— START OF Recorded data —
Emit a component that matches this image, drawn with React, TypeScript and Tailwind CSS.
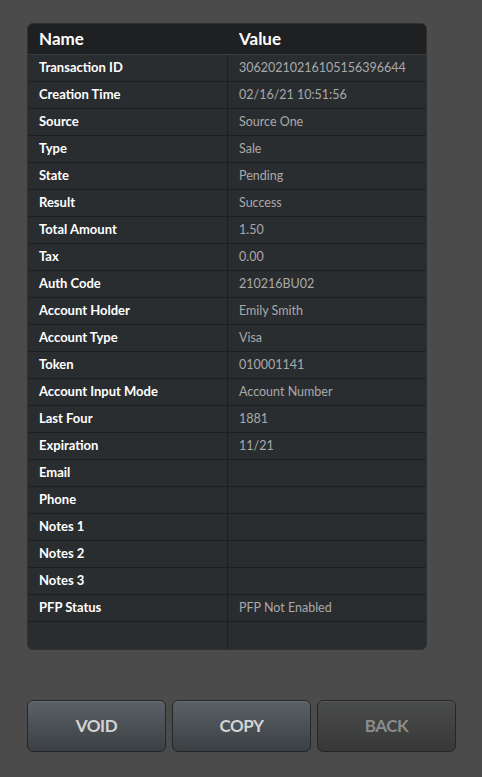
const rows: [string, string][] = [
  ['Transaction ID', '30620210216105156396644'],
  ['Creation Time', '02/16/21 10:51:56'],
  ['Source', 'Source One'],
  ['Type', 'Sale'],
  ['State', 'Pending'],
  ['Result', 'Success'],
  ['Total Amount', '1.50'],
  ['Tax', '0.00'],
  ['Auth Code', '210216BU02'],
  ['Account Holder', 'Emily Smith'],
  ['Account Type', 'Visa'],
  ['Token', '010001141'],
  ['Account Input Mode', 'Account Number'],
  ['Last Four', '1881'],
  ['Expiration', '11/21'],
  ['Email', ''],
  ['Phone', ''],
  ['Notes 1', ''],
  ['Notes 2', ''],
  ['Notes 3', ''],
  ['PFP Status', 'PFP Not Enabled'],
  ['', ''],
]

function ActionButton({ label, disabled }: { label: string; disabled?: boolean }) {
  const tone = disabled
    ? 'bg-gradient-to-b from-[#4a4b4c] to-[#383838] text-[#8c8c8c]'
    : 'bg-gradient-to-b from-[#5b6167] to-[#3b4044] text-[#d4d4d4]'
  return (
    <button
      className={`w-[139px] h-[52px] rounded-md border border-[#262626] text-[17px] font-bold tracking-tight shadow-[inset_0_1px_0_rgba(255,255,255,0.08)] ${tone}`}
    >
      {label}
    </button>
  )
}

export default function App() {
  return (
    <div
      className="w-[482px] h-[777px] bg-[#4b4b4b] pt-[23px] pl-[27px] flex flex-col"
      style={{ fontFamily: 'Lato, "Liberation Sans", sans-serif' }}
    >
      {/* Details table */}
      <div className="w-[400px] rounded-md overflow-hidden border border-[#2f3133] bg-[#2a2d30]">
        <div className="flex h-[31px] items-center bg-[#1f2022] border-b border-[#3a3c3e] text-white text-[17px] font-bold">
          <div className="w-[200px] pl-[11px]">Name</div>
          <div className="flex-1 pl-[11px]">Value</div>
        </div>
        {rows.map(([name, value], i) => (
          <div
            key={i}
            className={`flex h-[27px] items-center ${i < rows.length - 1 ? 'border-b border-[#1d1f21]' : ''}`}
          >
            <div className="w-[200px] h-full flex items-center pl-[11px] text-[13px] font-bold text-white border-r border-[#1d1f21]">
              {name}
            </div>
            <div className="flex-1 pl-[11px] text-[12.5px] text-[#a9a9a9]">{value}</div>
          </div>
        ))}
      </div>

      {/* Actions */}
      <div className="mt-[50px] flex gap-[6px]">
        <ActionButton label="VOID" />
        <ActionButton label="COPY" />
        <ActionButton label="BACK" disabled />
      </div>
    </div>
  )
}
— END OF Recorded data —
Print the full listing exactly, dropping the pictures.

Emit a component that matches this image, drawn with React, TypeScript and Tailwind CSS.
const rows: [string, string][] = [
  ['Transaction ID', '30620210216105156396644'],
  ['Creation Time', '02/16/21 10:51:56'],
  ['Source', 'Source One'],
  ['Type', 'Sale'],
  ['State', 'Pending'],
  ['Result', 'Success'],
  ['Total Amount', '1.50'],
  ['Tax', '0.00'],
  ['Auth Code', '210216BU02'],
  ['Account Holder', 'Emily Smith'],
  ['Account Type', 'Visa'],
  ['Token', '010001141'],
  ['Account Input Mode', 'Account Number'],
  ['Last Four', '1881'],
  ['Expiration', '11/21'],
  ['Email', ''],
  ['Phone', ''],
  ['Notes 1', ''],
  ['Notes 2', ''],
  ['Notes 3', ''],
  ['PFP Status', 'PFP Not Enabled'],
  ['', ''],
]

function ActionButton({ label, disabled }: { label: string; disabled?: boolean }) {
  const tone = disabled
    ? 'bg-gradient-to-b from-[#4a4b4c] to-[#383838] text-[#8c8c8c]'
    : 'bg-gradient-to-b from-[#5b6167] to-[#3b4044] text-[#d4d4d4]'
  return (
    <button
      className={`w-[139px] h-[52px] rounded-md border border-[#262626] text-[17px] font-bold tracking-tight shadow-[inset_0_1px_0_rgba(255,255,255,0.08)] ${tone}`}
    >
      {label}
    </button>
  )
}

export default function App() {
  return (
    <div
      className="w-[482px] h-[777px] bg-[#4b4b4b] pt-[23px] pl-[27px] flex flex-col"
      style={{ fontFamily: 'Lato, "Liberation Sans", sans-serif' }}
    >
      {/* Details table */}
      <div className="w-[400px] rounded-md overflow-hidden border border-[#2f3133] bg-[#2a2d30]">
        <div className="flex h-[31px] items-center bg-[#1f2022] border-b border-[#3a3c3e] text-white text-[17px] font-bold">
          <div className="w-[200px] pl-[11px]">Name</div>
          <div className="flex-1 pl-[11px]">Value</div>
        </div>
        {rows.map(([name, value], i) => (
          <div
            key={i}
            className={`flex h-[27px] items-center ${i < rows.length - 1 ? 'border-b border-[#1d1f21]' : ''}`}
          >
            <div className="w-[200px] h-full flex items-center pl-[11px] text-[13px] font-bold text-white border-r border-[#1d1f21]">
              {name}
            </div>
            <div className="flex-1 pl-[11px] text-[12.5px] text-[#a9a9a9]">{value}</div>
          </div>
        ))}
      </div>

      {/* Actions */}
      <div className="mt-[50px] flex gap-[6px]">
        <ActionButton label="VOID" />
        <ActionButton label="COPY" />
        <ActionButton label="BACK" disabled />
      </div>
    </div>
  )
}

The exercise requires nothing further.